Mammoth Lakes Repertory brings ‘Dial M for Murder’ to Edison Theatre for three-week run
Whodunit fans will have a thrilling murder mystery on their hands when the Mammoth Lakes Repertory Theatre debuts “Dial M for Murder” at Edison Theatre on March 31.
Written by Frederick Knott and directed by Shira Dubrovner, Dial M enjoyed a long run on Broadway before it was transformed into the infamous Hitchcock thriller released by Warner Brothers in 1954.
The cast of local residents begins with Clay Tyson as Tony Wendice, a retired professional tennis player with a jealous penchant for killing his wealthy wife, Margot Wendice. A newcomer to the stage, Tyson is a ski instructor on Mammoth Mountain and loves the theater. “He’s working so hard,” Dubrovner said.
Jessica Blum, last seen as Anne Frank, is blossoming in the role of Margot Wendice, according to Dubrovner.
“She captures that innocent, kind, sweet vulnerability of the role” that was inhabited by Grace Kelly in the 1954 movie.
Ted Carleton, whom audiences loved in “Cat on a Hot Tin Roof” and “I Hate Hamlet,” is back on stage as Max Halliday, Margot’s lover and the murderer’s nemesis. This role was deftly played in the movie by the late Robert Cummings.
“The reason I like doing these plays is because I think it’s important to get out of one’s comfort zone every once in awhile. And it’s fun,”’ Carleton said.
Grant Bentley (Inspector Hubbard) was last seen as Bob Cratchit in A Christmas Carol.

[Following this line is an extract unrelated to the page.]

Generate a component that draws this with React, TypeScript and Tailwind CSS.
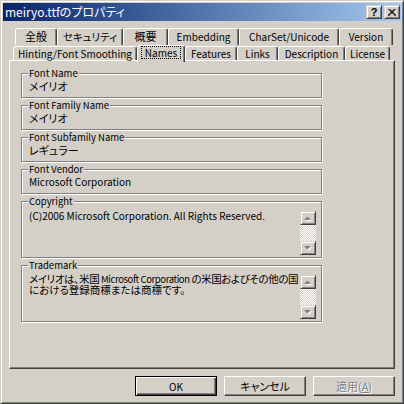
import React from "react"

const ui = "font-['Noto_Sans_CJK_JP',sans-serif] [font-feature-settings:'palt'] text-[10px] text-black"
const capBtn =
  "w-[16px] h-[14px] flex items-center justify-center bg-[#d4d0c8] border border-t-[#d4d0c8] border-l-[#d4d0c8] border-r-[#404040] border-b-[#404040] shadow-[inset_1px_1px_0_#fff,inset_-1px_-1px_0_#808080]"
const pushBtn =
  "w-[82px] h-[20px] flex items-center justify-center bg-[#d4d0c8] border border-t-white border-l-white border-r-[#404040] border-b-[#404040] shadow-[inset_-1px_-1px_0_#808080]"
const tabBase =
  "flex items-center justify-center bg-[#d4d0c8] border-t border-l border-r border-t-white border-l-white border-r-[#404040] rounded-t-[3px] shadow-[inset_-1px_0_0_#808080] whitespace-nowrap"

// Japanese runs are set a little larger than the Latin ones
function J({ children }: { children: React.ReactNode }) {
  return <span className="text-[11px]">{children}</span>
}

const row1 = [
  { label: <J>全般</J>, key: "general", w: "w-[42px]" },
  { label: <span className="text-[10.5px]">セキュリティ</span>, key: "security", w: "w-[66px]" },
  { label: <J>概要</J>, key: "summary", w: "w-[45px]" },
  { label: "Embedding", key: "embed", w: "w-[71px]" },
  { label: "CharSet/Unicode", key: "charset", w: "w-[100px]" },
  { label: "Version", key: "version", w: "w-[54px]" },
]

const row2 = [
  { label: "Hinting/Font Smoothing", w: "w-[124px]" },
  { label: "Names", w: "w-[48px]", active: true },
  { label: "Features", w: "w-[52px]" },
  { label: "Links", w: "w-[41px]" },
  { label: "Description", w: "w-[67px]" },
  { label: "License", w: "w-[45px]" },
]

const fields = [
  { title: "Font Name", value: <J>メイリオ</J> },
  { title: "Font Family Name", value: <J>メイリオ</J> },
  { title: "Font Subfamily Name", value: <J>レギュラー</J> },
  { title: "Font Vendor", value: "Microsoft Corporation" },
]

function Arrow({ up }: { up?: boolean }) {
  return (
    <svg width="8" height="5" viewBox="0 0 8 5">
      {up ? (
        <>
          <polygon points="1,5 4.5,1.5 8,5" fill="#fff" />
          <polygon points="0,4 3.5,0.5 7,4" fill="#808080" />
        </>
      ) : (
        <>
          <polygon points="1,1 8,1 4.5,4.5" fill="#fff" />
          <polygon points="0,0 7,0 3.5,3.5" fill="#808080" />
        </>
      )}
    </svg>
  )
}

function ScrollBar() {
  return (
    <div className="w-[16px] h-[44px] shrink-0 flex flex-col">
      <div className={capBtn}>
        <Arrow up />
      </div>
      <div className="flex-1 bg-[repeating-conic-gradient(#fff_0_25%,#d4d0c8_0_50%)] bg-[length:2px_2px]" />
      <div className={capBtn}>
        <Arrow />
      </div>
    </div>
  )
}

function Group({ title, tall, children }: { title: string; tall?: boolean; children: React.ReactNode }) {
  return (
    <div
      className={
        tall
          ? "relative w-[301px] h-[57px] pl-[6px] pr-[5px] pt-[9px] border border-[#808080] shadow-[inset_1px_1px_0_#fff,1px_1px_0_#fff]"
          : "relative w-[301px] h-[25px] pl-[6px] pr-[5px] pt-[6px] border border-[#808080] shadow-[inset_1px_1px_0_#fff,1px_1px_0_#fff]"
      }
    >
      <span className="absolute -top-[6px] left-[6px] px-px bg-[#d4d0c8] leading-[10px] text-[9.5px]">{title}</span>
      {children}
    </div>
  )
}

export default function App() {
  return (
    <div className={`${ui} w-[404px] h-[404px] bg-[#d4d0c8] border border-t-[#d4d0c8] border-l-[#d4d0c8] border-r-[#404040] border-b-[#404040] shadow-[inset_1px_1px_0_#fff,inset_-1px_-1px_0_#808080] p-[2px] flex flex-col`}>
      {/* title bar */}
      <div className="h-[18px] flex items-center pl-[2px] pr-[1px] bg-gradient-to-r from-[#0a246a] to-[#a6caf0]">
        <span className="flex-1 text-white text-[12px] leading-[18px]">meiryo.ttfのプロパティ</span>
        <div className="flex gap-[2px]">
          <div className={capBtn}>
            <span className="font-['Liberation_Sans',sans-serif] font-bold text-[11px] leading-none">?</span>
          </div>
          <div className={capBtn}>
            <svg width="8" height="7" viewBox="0 0 8 7">
              <path d="M0.5 0 L7.5 7 M1.5 0 L8.5 7 M7.5 0 L0.5 7 M6.5 0 L-0.5 7" stroke="#000" strokeWidth="1" fill="none" />
            </svg>
          </div>
        </div>
      </div>

      <div className="flex-1 flex flex-col px-[6px] pt-[7px] pb-[5px]">
        {/* tabs */}
        <div className="h-[17px] flex ml-[6px]">
          {row1.map((t) => (
            <div key={t.key} className={`${tabBase} ${t.w} h-[17px] pb-px`}>
              {t.label}
            </div>
          ))}
        </div>
        <div className="h-[15px] flex items-end ml-[4px] relative z-10">
          {row2.map((t) =>
            t.active ? (
              <div key={t.label} className={`${tabBase} ${t.w} h-[17px] -mb-[2px] pb-[3px]`}>
                <span className="border border-dotted border-black px-[3px] leading-[11px]">{t.label}</span>
              </div>
            ) : (
              <div key={t.label} className={`${tabBase} ${t.w} h-[14px]`}>
                {t.label}
              </div>
            )
          )}
        </div>

        {/* page */}
        <div className="h-[309px] flex flex-col gap-[7px] pt-[12px] pl-[11px] border border-t-white border-l-white border-r-[#404040] border-b-[#404040] shadow-[inset_-1px_-1px_0_#808080]">
          {fields.map((f) => (
            <Group key={f.title} title={f.title}>
              <div className="pl-px leading-[12px]">{f.value}</div>
            </Group>
          ))}
          <Group title="Copyright" tall>
            <div className="flex">
              <div className="flex-1 min-w-0 pl-px leading-[12px] -mt-px">(C)2006 Microsoft Corporation. All Rights Reserved.</div>
              <ScrollBar />
            </div>
          </Group>
          <Group title="Trademark" tall>
            <div className="flex">
              <div className="flex-1 min-w-0 pl-px -mt-[2px] flex flex-col whitespace-nowrap text-[9.5px] leading-[11px]">
                <span className="block h-[11px] tracking-[-0.4px]">
                  <span className="text-[10.5px]">メイリオは、米国</span> Microsoft Corporation{" "}
                  <span className="text-[10.5px]">の米国およびその他の国</span>
                </span>
                <span className="block h-[11px] text-[10.5px]">における登録商標または商標です。</span>
              </div>
              <ScrollBar />
            </div>
          </Group>
        </div>

        {/* buttons */}
        <div className="flex justify-end gap-[7px] mt-[7px]">
          <div className="w-[82px] h-[20px] flex items-center justify-center bg-[#d4d0c8] border border-black shadow-[inset_1px_1px_0_#fff,inset_-1px_-1px_0_#404040,inset_-2px_-2px_0_#808080]">
            OK
          </div>
          <div className={pushBtn}>
            <J>キャンセル</J>
          </div>
          <div className={`${pushBtn} text-[#808080] [text-shadow:1px_1px_0_#fff]`}>
            <J>
              適用(<span className="underline">A</span>)
            </J>
          </div>
        </div>
      </div>
    </div>
  )
}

Scottie Marzonie is Captain Lesgate, the con artist Tony Wendice hires to kill his wife. A veteran of the annual murder mystery, this is Marzonie’s first play.
But there’s no such thing as a perfect murder, and this nailbiter makes director Shira Dubrovner happy as a fresh snowfall.
Dial M is Mammoth Lakes Repertory Theatre Artistic Director Shira Dubrovner’s most recent suspense thriller since she directed the highly reviewed Los Angeles run of Ira Levin’s Veronica’s Room in 2006.
“It’s always fun to thrill an audience,” said Dubrovner about directing Dial M. “The challenge is to help the audience predict what’s going to happen before the characters onstage know.
“ It’s not an easy play and I’m pushing the actors. In a musical we concentrate on the songs and movement. In this play we concentrate on the acting. It’s a wordy, well-written play.
“I love thrillers and mysteries,” Dubrovner said. “It’s fun to excite the audience. Part of the challenge is in the audience starting to see things before the characters do. It’s a heavy drama to sink one’s teeth into.”